On Wed, 18 Dec 1996, Keld J|rn Simonsen wrote:

> I also saw Martin's remark here, and I am not so sure about it.
> My main purpose for proposing a repertoire identifier/header
> was from an architectural  point of view, to align with the
> concept from ISO on character sets. Of cause it complicates matters
> with yet another parameter, but it could help in chosing an
> appropiate font, and then it is the right concept.

Choosing the right font (or in many cases the right fontS)
is a matter that can be highly complex. For some clues to
what issues are involved, please see
	ftp://ftp.ifi.unizh.ch/pub/multilingual/FontComposition.ps.Z
A repertoire is not sufficient for these cases, while having
a look at the document itself will help a lot (and will also
help in the simple cases, as has been pointed out before).

> I note that a MIME charset identifies a repertoire, and you could then
> use the mime charsets as also parameters here.
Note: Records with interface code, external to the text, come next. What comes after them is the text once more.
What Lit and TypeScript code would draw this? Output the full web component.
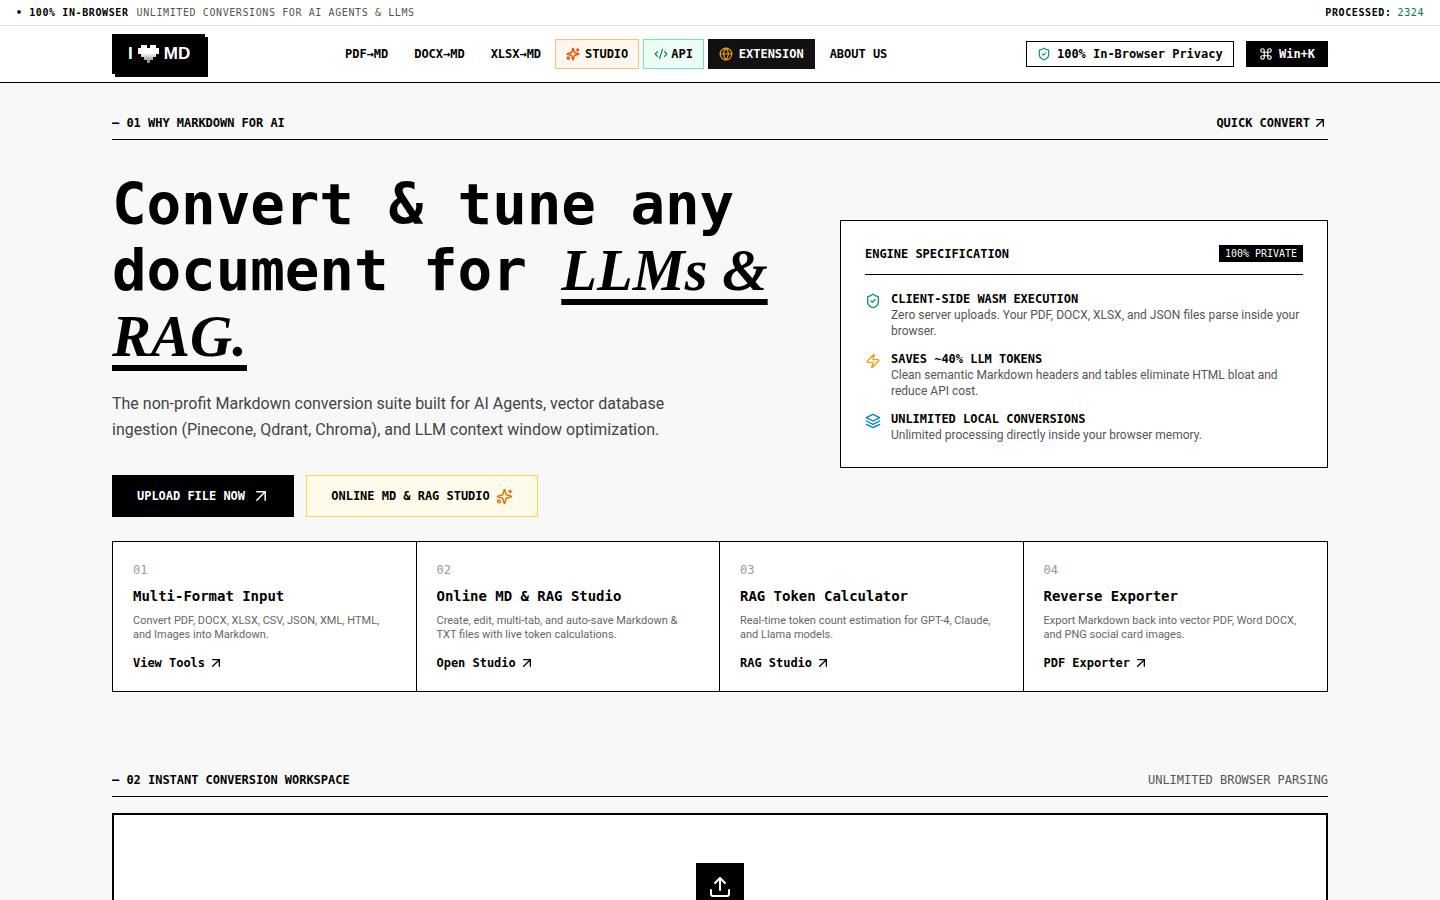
import { LitElement, html, css, svg } from 'lit';
import { customElement } from 'lit/decorators.js';

const icons: Record<string, unknown> = {
  arrow: svg`<path d="M7 7h10v10" /><path d="M7 17 17 7" />`,
  shield: svg`<path d="M20 13c0 5-3.5 7.5-7.66 8.95a1 1 0 0 1-.67-.01C7.5 20.5 4 18 4 13V6a1 1 0 0 1 1-1c2 0 4.5-1.2 6.24-2.72a1.17 1.17 0 0 1 1.52 0C14.51 3.81 17 5 19 5a1 1 0 0 1 1 1z" /><path d="m9 12 2 2 4-4" />`,
  zap: svg`<path d="M4 14a1 1 0 0 1-.78-1.63l9.9-10.2a.5.5 0 0 1 .86.46l-1.92 6.02A1 1 0 0 0 13 10h7a1 1 0 0 1 .78 1.63l-9.9 10.2a.5.5 0 0 1-.86-.46l1.92-6.02A1 1 0 0 0 11 14z" />`,
  layers: svg`<path d="M12 2 2 7l10 5 10-5-10-5z" /><path d="m2 17 10 5 10-5" /><path d="m2 12 10 5 10-5" />`,
  sparkles: svg`<path d="M9.937 15.5A2 2 0 0 0 8.5 14.063l-6.135-1.582a.5.5 0 0 1 0-.962L8.5 9.936A2 2 0 0 0 9.937 8.5l1.582-6.135a.5.5 0 0 1 .963 0L14.063 8.5A2 2 0 0 0 15.5 9.937l6.135 1.581a.5.5 0 0 1 0 .964L15.5 14.063a2 2 0 0 0-1.437 1.437l-1.582 6.135a.5.5 0 0 1-.963 0z" /><path d="M20 3v4" /><path d="M22 5h-4" /><circle cx="4" cy="19" r="2" />`,
  command: svg`<path d="M15 6v12a3 3 0 1 0 3-3H6a3 3 0 1 0 3 3V6a3 3 0 1 0-3 3h12a3 3 0 1 0-3-3" />`,
  globe: svg`<circle cx="12" cy="12" r="10" /><path d="M12 2a14.5 14.5 0 0 0 0 20 14.5 14.5 0 0 0 0-20" /><path d="M2 12h20" />`,
  code: svg`<path d="m18 16 4-4-4-4" /><path d="m6 8-4 4 4 4" /><path d="m14.5 4-5 16" />`,
  upload: svg`<path d="M12 3v12" /><path d="m17 8-5-5-5 5" /><path d="M21 15v4a2 2 0 0 1-2 2H5a2 2 0 0 1-2-2v-4" />`,
};

const icon = (name: string, size: number, color = 'currentColor', width = 2) => html`
  <svg class="ico" width=${size} height=${size} viewBox="0 0 24 24" fill="none" stroke=${color}
    stroke-width=${width} stroke-linecap="round" stroke-linejoin="round">${icons[name]}</svg>
`;

const specs = [
  {
    icon: 'shield',
    color: '#059669',
    title: 'CLIENT-SIDE WASM EXECUTION',
    text: 'Zero server uploads. Your PDF, DOCX, XLSX, and JSON files parse inside your browser.',
  },
  {
    icon: 'zap',
    color: '#f59e0b',
    title: 'SAVES ~40% LLM TOKENS',
    text: 'Clean semantic Markdown headers and tables eliminate HTML bloat and reduce API cost.',
  },
  {
    icon: 'layers',
    color: '#0284c7',
    title: 'UNLIMITED LOCAL CONVERSIONS',
    text: 'Unlimited processing directly inside your browser memory.',
  },
];

const features = [
  {
    num: '01',
    title: 'Multi-Format Input',
    text: 'Convert PDF, DOCX, XLSX, CSV, JSON, XML, HTML, and Images into Markdown.',
    link: 'View Tools',
  },
  {
    num: '02',
    title: 'Online MD & RAG Studio',
    text: 'Create, edit, multi-tab, and auto-save Markdown & TXT files with live token calculations.',
    link: 'Open Studio',
  },
  {
    num: '03',
    title: 'RAG Token Calculator',
    text: 'Real-time token count estimation for GPT-4, Claude, and Llama models.',
    link: 'RAG Studio',
  },
  {
    num: '04',
    title: 'Reverse Exporter',
    text: 'Export Markdown back into vector PDF, Word DOCX, and PNG social card images.',
    link: 'PDF Exporter',
  },
];

// pixel heart for the logo, one string per row
const heartRows = ['0110110', '1111111', '1111111', '0111110', '0011100', '0001000'];

@customElement('app-root')
export class AppRoot extends LitElement {
  static styles = css`
    :host {
      display: block;
      min-height: 900px;
      background: #f8f8f8;
      color: #000;
      font-family: 'DejaVu Sans Mono', monospace;
    }

    a {
      color: inherit;
      text-decoration: none;
    }

    .ico {
      display: block;
      flex: none;
    }

    /* DejaVu Mono runs a hair wider than 0.6em, pull it back */
    .links,
    .privacy,
    .kbd,
    .section-head,
    h1,
    .btn,
    .card-head,
    .spec h3,
    .feature h3,
    .feature a,
    .num {
      letter-spacing: -0.002em;
    }

    .topbar {
      display: flex;
      justify-content: space-between;
      align-items: center;
      height: 25px;
      padding: 0 16px;
      background: #fff;
      border-bottom: 1px solid #e5e5e5;
      font-size: 10px;
      letter-spacing: 0.06em;
      color: #555;
    }

    .topbar b {
      color: #000;
      margin-right: 8px;
    }

    .topbar .stat b {
      margin-right: 6px;
    }

    .topbar .count {
      color: #047857;
    }

    .nav {
      display: flex;
      align-items: center;
      height: 56px;
      padding: 0 112px;
      background: #fff;
      border-bottom: 1px solid #000;
    }

    .logo {
      display: flex;
      align-items: center;
      gap: 5px;
      width: 93px;
      height: 40px;
      padding-left: 16px;
      box-sizing: border-box;
      background: #000;
      box-shadow: 3px 3px 0 #000;
      color: #fff;
      font: 700 17px 'Liberation Sans', sans-serif;
    }

    .heart {
      display: grid;
      grid-template-columns: repeat(7, 3px);
      grid-auto-rows: 3px;
      background: linear-gradient(#fff 45%, #777);
    }

    .heart i {
      background: #000;
    }

    .heart i.on {
      background: transparent;
    }

    .links {
      display: flex;
      align-items: center;
      margin-left: 140px;
      font-size: 12px;
      font-weight: 700;
      flex: 1;
    }

    .links a.plain {
      margin-right: 26px;
    }

    .pill {
      display: flex;
      align-items: center;
      gap: 5px;
      height: 30px;
      box-sizing: border-box;
      padding: 0 10px;
      margin-right: 4px;
      border: 1px solid transparent;
    }

    .pill.studio {
      margin-left: -12px;
      background: #fff7ed;
      border-color: #fdba74;
    }

    .pill.api {
      gap: 3px;
      background: #ecfdf5;
      border-color: #6ee7b7;
    }

    .pill.ext {
      gap: 6px;
      background: #111;
      color: #fff;
      margin-right: 15px;
    }

    .privacy {
      display: flex;
      align-items: center;
      gap: 6px;
      height: 26px;
      width: 208px;
      box-sizing: border-box;
      padding-left: 10px;
      border: 1px solid #000;
      font-size: 12px;
      font-weight: 700;
    }

    .kbd {
      display: flex;
      align-items: center;
      justify-content: center;
      gap: 6px;
      width: 82px;
      height: 26px;
      margin-left: 12px;
      background: #000;
      color: #fff;
      font-size: 12px;
      font-weight: 700;
    }

    main {
      padding: 0 112px;
    }

    .section-head {
      display: flex;
      justify-content: space-between;
      align-items: center;
      height: 32px;
      border-bottom: 1px solid #000;
      font-size: 12px;
      font-weight: 700;
    }

    .section-head .right {
      display: flex;
      align-items: center;
      gap: 2px;
    }

    .section-head .muted {
      font-weight: 400;
      color: #555;
    }

    .hero {
      display: flex;
      align-items: center;
      justify-content: space-between;
      padding-top: 32px;
    }

    .hero-left {
      width: 680px;
    }

    h1 {
      margin: 0;
      font-size: 57.6px;
      line-height: 66px;
      font-weight: 700;
    }

    h1 em {
      font-family: 'Liberation Serif', serif;
      font-size: 58.5px;
      font-style: italic;
      letter-spacing: 0;
      line-height: 0;
      text-decoration: underline 6px;
      text-underline-offset: 9px;
      text-decoration-skip-ink: none;
    }

    .lead {
      margin: 21px 0 0;
      width: 600px;
      font: 16px/26px Roboto, sans-serif;
      color: #444;
    }

    .actions {
      display: flex;
      gap: 12px;
      margin-top: 32px;
    }

    .btn {
      display: flex;
      align-items: center;
      justify-content: center;
      gap: 6px;
      height: 42px;
      box-sizing: border-box;
      font-size: 12px;
      font-weight: 700;
    }

    .btn.dark {
      width: 182px;
      padding-left: 2px;
      background: #000;
      color: #fff;
    }

    .btn.light {
      width: 232px;
      background: #fffbeb;
      border: 1px solid #fcd34d;
    }

    .card {
      width: 488px;
      margin-top: -1px;
      box-sizing: border-box;
      padding: 24px;
      background: #fff;
      border: 1px solid #000;
    }

    .card-head {
      display: flex;
      justify-content: space-between;
      align-items: center;
      padding-bottom: 12px;
      margin-bottom: 16px;
      border-bottom: 1px solid #000;
      font-size: 12px;
      font-weight: 700;
    }

    .badge {
      padding: 2px 6px;
      background: #000;
      color: #fff;
      font-size: 10px;
      line-height: 13px;
      font-weight: 400;
    }

    .spec {
      display: flex;
      gap: 10px;
      margin-top: 12px;
    }

    .spec svg {
      margin-top: 2px;
    }

    .spec h3 {
      margin: 0;
      font-size: 12px;
      line-height: 16px;
      font-weight: 700;
    }

    .spec p {
      margin: 0;
      font: 12px/16px Roboto, sans-serif;
      color: #555;
    }

    .features {
      display: grid;
      grid-template-columns: repeat(4, 1fr);
      margin-top: 24px;
      background: #fff;
      border: 1px solid #000;
    }

    .feature {
      padding: 20px 20px 20px;
      height: 149px;
      box-sizing: border-box;
      border-right: 1px solid #000;
    }

    .feature:last-child {
      border-right: 0;
    }

    .feature .num {
      font-size: 12px;
      line-height: 16px;
      color: #999;
    }

    .feature h3 {
      margin: 8px 0 0;
      font-size: 14px;
      line-height: 20px;
      font-weight: 700;
    }

    .feature p {
      margin: 8px 0 0;
      font: 11px/14px Roboto, sans-serif;
      color: #666;
    }

    .feature a {
      display: flex;
      align-items: center;
      gap: 3px;
      margin-top: 13px;
      font-size: 12px;
      line-height: 16px;
      font-weight: 700;
    }

    .workspace-head {
      margin-top: 72px;
    }

    .dropzone {
      display: flex;
      justify-content: center;
      margin-top: 16px;
      padding: 48px 0;
      background: #fff;
      border: 2px solid #000;
    }

    .upload {
      display: flex;
      align-items: center;
      justify-content: center;
      width: 48px;
      height: 48px;
      background: #000;
    }
  `;

  render() {
    return html`
      <div class="topbar">
        <span><b>• 100% IN-BROWSER</b>UNLIMITED CONVERSIONS FOR AI AGENTS &amp; LLMS</span>
        <span class="stat"><b>PROCESSED:</b><span class="count">2324</span></span>
      </div>

      <header class="nav">
        <a class="logo" href="#">
          I
          <span class="heart">
            ${heartRows.flatMap(row => [...row].map(c => html`<i class=${c === '1' ? 'on' : ''}></i>`))}
          </span>
          MD
        </a>
        <nav class="links">
          <a class="plain" href="#">PDF→MD</a>
          <a class="plain" href="#">DOCX→MD</a>
          <a class="plain" href="#">XLSX→MD</a>
          <a class="pill studio" href="#">${icon('sparkles', 14, '#ea580c', 2.6)}STUDIO</a>
          <a class="pill api" href="#">${icon('code', 14, '#047857')}API</a>
          <a class="pill ext" href="#">${icon('globe', 14, '#f59e0b')}EXTENSION</a>
          <a href="#">ABOUT US</a>
        </nav>
        <div class="privacy">${icon('shield', 14, '#059669')}100% In-Browser Privacy</div>
        <div class="kbd">${icon('command', 14)}Win+K</div>
      </header>

      <main>
        <div class="section-head" style="margin-top: 24px">
          <span>— 01 WHY MARKDOWN FOR AI</span>
          <a class="right" href="#">QUICK CONVERT ${icon('arrow', 16, 'currentColor', 2)}</a>
        </div>

        <section class="hero">
          <div class="hero-left">
            <h1>Convert &amp; tune any document for <em>LLMs &amp;</em> <em>RAG.</em></h1>
            <p class="lead">
              The non-profit Markdown conversion suite built for AI Agents, vector database ingestion
              (Pinecone, Qdrant, Chroma), and LLM context window optimization.
            </p>
            <div class="actions">
              <a class="btn dark" href="#">UPLOAD FILE NOW ${icon('arrow', 20, 'currentColor', 1.8)}</a>
              <a class="btn light" href="#">ONLINE MD &amp; RAG STUDIO ${icon('sparkles', 17, '#d97706')}</a>
            </div>
          </div>

          <aside class="card">
            <div class="card-head">
              <span>ENGINE SPECIFICATION</span>
              <span class="badge">100% PRIVATE</span>
            </div>
            ${specs.map(
              s => html`
                <div class="spec">
                  ${icon(s.icon, 16, s.color)}
                  <div>
                    <h3>${s.title}</h3>
                    <p>${s.text}</p>
                  </div>
                </div>
              `,
            )}
          </aside>
        </section>

        <section class="features">
          ${features.map(
            f => html`
              <div class="feature">
                <div class="num">${f.num}</div>
                <h3>${f.title}</h3>
                <p>${f.text}</p>
                <a href="#">${f.link} ${icon('arrow', 16, 'currentColor', 2)}</a>
              </div>
            `,
          )}
        </section>

        <div class="section-head workspace-head">
          <span>— 02 INSTANT CONVERSION WORKSPACE</span>
          <span class="muted">UNLIMITED BROWSER PARSING</span>
        </div>

        <section class="dropzone">
          <div class="upload">${icon('upload', 24, '#fff')}</div>
        </section>
      </main>
    `;
  }
}
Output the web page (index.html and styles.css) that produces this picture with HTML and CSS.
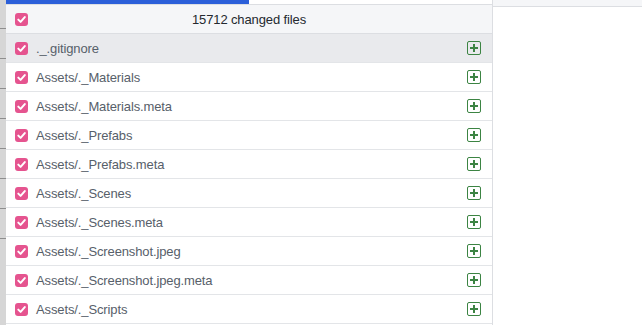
FILE: index.html
```html
<!DOCTYPE html>
<html lang="en">
<head>
  <meta charset="UTF-8" />
  <title>Changes</title>
  <link rel="stylesheet" href="styles.css">
</head>
<body>
  <!-- sliver of the window behind -->
  <div class="edge">
    <div class="edge-line"></div>
    <div class="edge-line"></div>
    <div class="edge-line"></div>
    <div class="edge-line"></div>
    <div class="edge-line"></div>
    <div class="edge-line"></div>
    <div class="edge-line"></div>
    <div class="edge-line"></div>
  </div>

  <!-- Changes list -->
  <div class="panel">
    <div class="progress"><div class="progress-fill"></div></div>
    <div class="list-header">
      <span class="check"><svg viewBox="0 0 13 13"><path d="M3.3 6.6 L5.6 8.9 L9.8 4.1"/></svg></span>
      <span class="header-title">15712 changed files</span>
    </div>
    <div class="file selected"><span class="check"><svg viewBox="0 0 13 13"><path d="M3.3 6.6 L5.6 8.9 L9.8 4.1"/></svg></span><span class="path">._.gitignore</span><span class="added"></span></div>
    <div class="file"><span class="check"><svg viewBox="0 0 13 13"><path d="M3.3 6.6 L5.6 8.9 L9.8 4.1"/></svg></span><span class="path">Assets/._Materials</span><span class="added"></span></div>
    <div class="file"><span class="check"><svg viewBox="0 0 13 13"><path d="M3.3 6.6 L5.6 8.9 L9.8 4.1"/></svg></span><span class="path">Assets/._Materials.meta</span><span class="added"></span></div>
    <div class="file"><span class="check"><svg viewBox="0 0 13 13"><path d="M3.3 6.6 L5.6 8.9 L9.8 4.1"/></svg></span><span class="path">Assets/._Prefabs</span><span class="added"></span></div>
    <div class="file"><span class="check"><svg viewBox="0 0 13 13"><path d="M3.3 6.6 L5.6 8.9 L9.8 4.1"/></svg></span><span class="path">Assets/._Prefabs.meta</span><span class="added"></span></div>
    <div class="file"><span class="check"><svg viewBox="0 0 13 13"><path d="M3.3 6.6 L5.6 8.9 L9.8 4.1"/></svg></span><span class="path">Assets/._Scenes</span><span class="added"></span></div>
    <div class="file"><span class="check"><svg viewBox="0 0 13 13"><path d="M3.3 6.6 L5.6 8.9 L9.8 4.1"/></svg></span><span class="path">Assets/._Scenes.meta</span><span class="added"></span></div>
    <div class="file"><span class="check"><svg viewBox="0 0 13 13"><path d="M3.3 6.6 L5.6 8.9 L9.8 4.1"/></svg></span><span class="path">Assets/._Screenshot.jpeg</span><span class="added"></span></div>
    <div class="file"><span class="check"><svg viewBox="0 0 13 13"><path d="M3.3 6.6 L5.6 8.9 L9.8 4.1"/></svg></span><span class="path">Assets/._Screenshot.jpeg.meta</span><span class="added"></span></div>
    <div class="file"><span class="check"><svg viewBox="0 0 13 13"><path d="M3.3 6.6 L5.6 8.9 L9.8 4.1"/></svg></span><span class="path">Assets/._Scripts</span><span class="added"></span></div>
  </div>

  <!-- Diff area -->
  <div class="diff">
    <div class="diff-bar"></div>
  </div>
</body>
</html>
```

FILE: styles.css
```css
* {
  margin: 0;
  padding: 0;
  box-sizing: border-box;
}

body {
  display: flex;
  height: 325px;
  overflow: hidden;
  background: #fff;
  font-family: "Liberation Sans", Arial, sans-serif;
  font-size: 13px;
  letter-spacing: -0.12px;
}

/* Window behind */
.edge {
  width: 6px;
  background: #d6d6d6;
  display: flex;
  flex-direction: column;
  padding-top: 28px;
  gap: 29px;
}

.edge-line {
  height: 1px;
  background: #8e8e8e;
}

/* Changes list */
.panel {
  width: 487px;
  border-right: 1px solid #dcdee2;
  display: flex;
  flex-direction: column;
}

.progress {
  height: 5px;
  border-bottom: 1px solid #dcdee2;
}

.progress-fill {
  width: 243px;
  height: 4px;
  background: #2b5fd9;
}

.list-header {
  height: 29px;
  display: flex;
  align-items: center;
  padding-left: 9px;
  background: #f5f6f8;
  border-bottom: 1px solid #dcdee2;
}

.header-title {
  flex: 1;
  text-align: center;
  color: #24292f;
  padding-right: 22px;
}

.check {
  width: 13px;
  height: 13px;
  border-radius: 3px;
  background: #e5548f;
  flex-shrink: 0;
  display: flex;
}

.check svg {
  width: 13px;
  height: 13px;
  fill: none;
  stroke: #fff;
  stroke-width: 2;
  stroke-linecap: round;
  stroke-linejoin: round;
}

.file {
  height: 29px;
  display: flex;
  align-items: center;
  padding: 0 11px 0 9px;
  border-bottom: 1px solid #e3e5e8;
}

.file.selected {
  background: #e9eaed;
}

.path {
  flex: 1;
  margin-left: 8px;
  color: #57606a;
}

.added {
  width: 14px;
  height: 14px;
  border: 1.5px solid #3c8443;
  border-radius: 2px;
  position: relative;
}

.added::before,
.added::after {
  content: "";
  position: absolute;
  background: #3c8443;
}

.added::before {
  left: 1.5px;
  top: 4.5px;
  width: 8px;
  height: 2px;
}

.added::after {
  left: 4.5px;
  top: 1.5px;
  width: 2px;
  height: 8px;
}

/* Diff area */
.diff {
  flex: 1;
}

.diff-bar {
  height: 7px;
  background: #f5f6f8;
  border-bottom: 1px solid #dcdee2;
}
```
From a practical
> view there are only a limited set of repertoires, (I don't think
> the N*N or maybe N! sets are feasible).

I agree that it's not the worst case of 2**N (much smaller than N!,
but bigger than N*N). 

>Included scould also be
> the subrepertoires identified in 10646.

How many are there? And how many "charset"s do we have? My guess
is that altogether, there might be around 500. Because repertories
can be combined, you end up with 2**500, which is around 1E150.
As you can see, we get into pretty large numbers rather quickly.
We can start to try to separate useful and less usefull combinations,
but that will be more work than assuring that all of ISO 10646 can
be displayed somehow.

> Repertoires are also a
> key concept for transliteration, which are needed especially when
> people want to make something out of a text, but does not understand
> the script, eg cyrillic, or indic.

If you move transliteration to the client side, repertories are
much less of an issue. If you are going for "graphic transliteration",
such as replacing u-umlaut by u", they are not needed. For language-
dependent transliteration (using ue in the above case), language
information is needed, but again no repertoiry.

Regards,	Martin.

Received on Wednesday, 18 December 1996 08:38:18 UTC